The Opportunity in Italy's Banking Crisis
The imminent failure of Italy’s third-largest bank, Monte dei Paschi di Siena, is finally bringing the country’s long-festering banking crisis to the center of European leaders’ attention. This may be a blessing in disguise, offering the best chance yet to achieve a lasting solution -- and even strengthen the European Union.
Italy’s financial woes have been years in the making. Cronyism, poor lending standards and a double-dip recession generated more than 350 billion euros in bad loans, turning many institutions into zombies incapable of providing the fresh credit needed to support economic growth. Successive governments avoided a proper reckoning, in part because European bank-resolution rules would require them to impose losses on creditors, including mom-and-pop investors who bought bank debt without recognizing the risks.

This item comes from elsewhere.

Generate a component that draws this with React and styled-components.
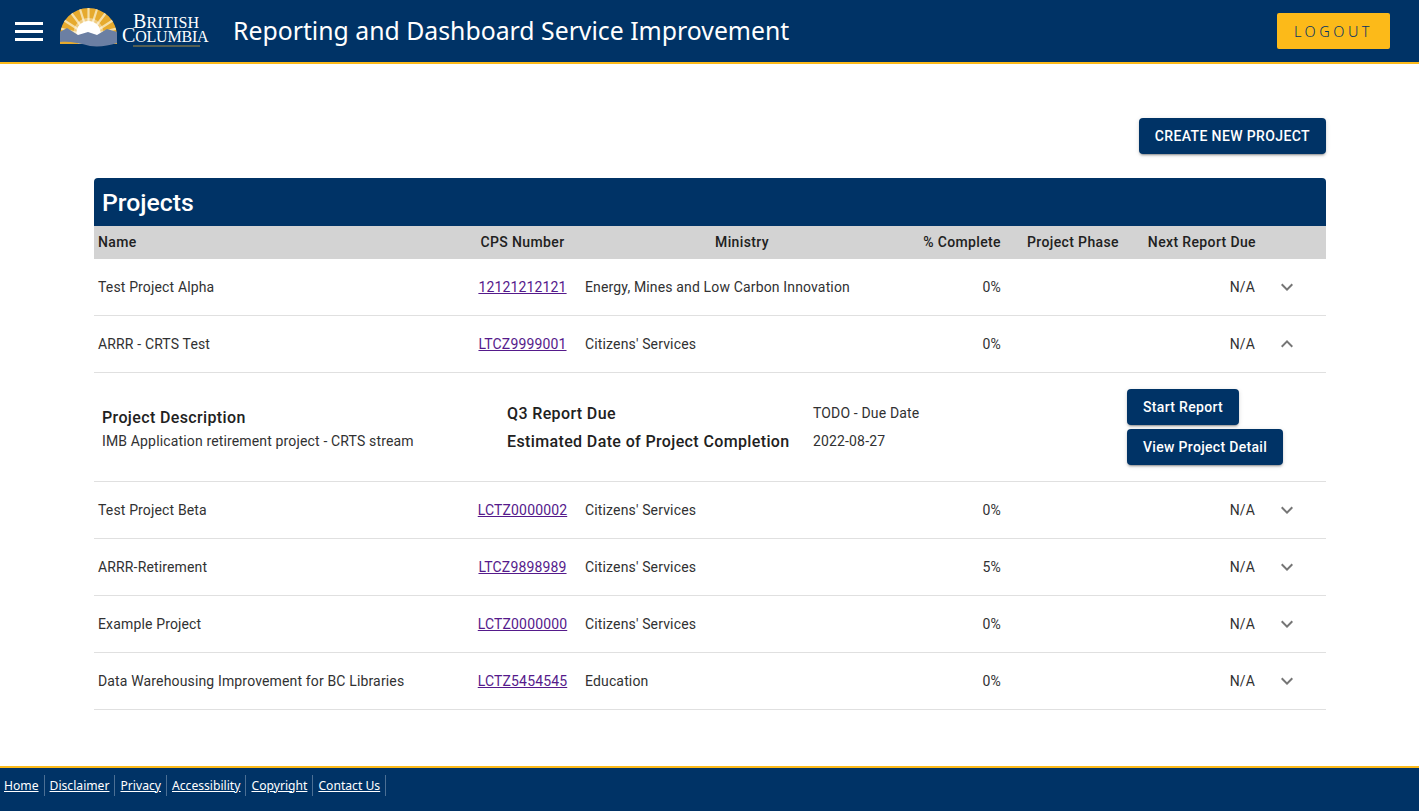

Events have brought Italy to what may be a turning point. Monte dei Paschi’s inability to raise private capital has shown that some banks can’t solve their problems on their own. The European Central Bank, newly responsible for overseeing the euro area’s larger institutions, is pushing harder for action. And with the distraction of the Dec. 4 referendum out of the way, Italy’s new government may be able to muster the political will.
What needs to happen? The country’s banks require more new capital than they can raise on their own, and more than EU rules would typically allow the government to provide. Creditors should indeed bear some of the burden, or else they’ll conclude that taxpayers will always bail them out -- but after allowing for what’s feasible in that regard, there’s still a shortfall.
Europe should therefore let Italy invoke an exception in the banking rules, enabling the government to nationalize Monte dei Paschi -- and a few others as well -- for long enough to restructure them and reform their governance. At the same time, Italy’s government should impose losses on creditors, while setting up a fund to compensate retail investors who were duped into buying risky bank debt. Finally, Italy should submit hundreds of other banks to a comprehensive ECB assessment, determining which to salvage and which to shut down.
These measures would help the economy, which needs all the help it can get. They might also pave the way for completing the euro area’s banking union, which is meant to prevent troubled banks from undermining national-government finances and vice versa. Proving that the ECB and Italy can act effectively could make other euro-area members (notably Germany) more amenable to risk-sharing through initiatives such as mutual deposit insurance. Without such mechanisms, the common currency may not be viable in the longer term.
Granted, all this is a lot to ask, and Italian and European officials haven’t yet distinguished themselves in these matters. This is a good moment to be more decisive. It would be a shame to let this crisis go to waste.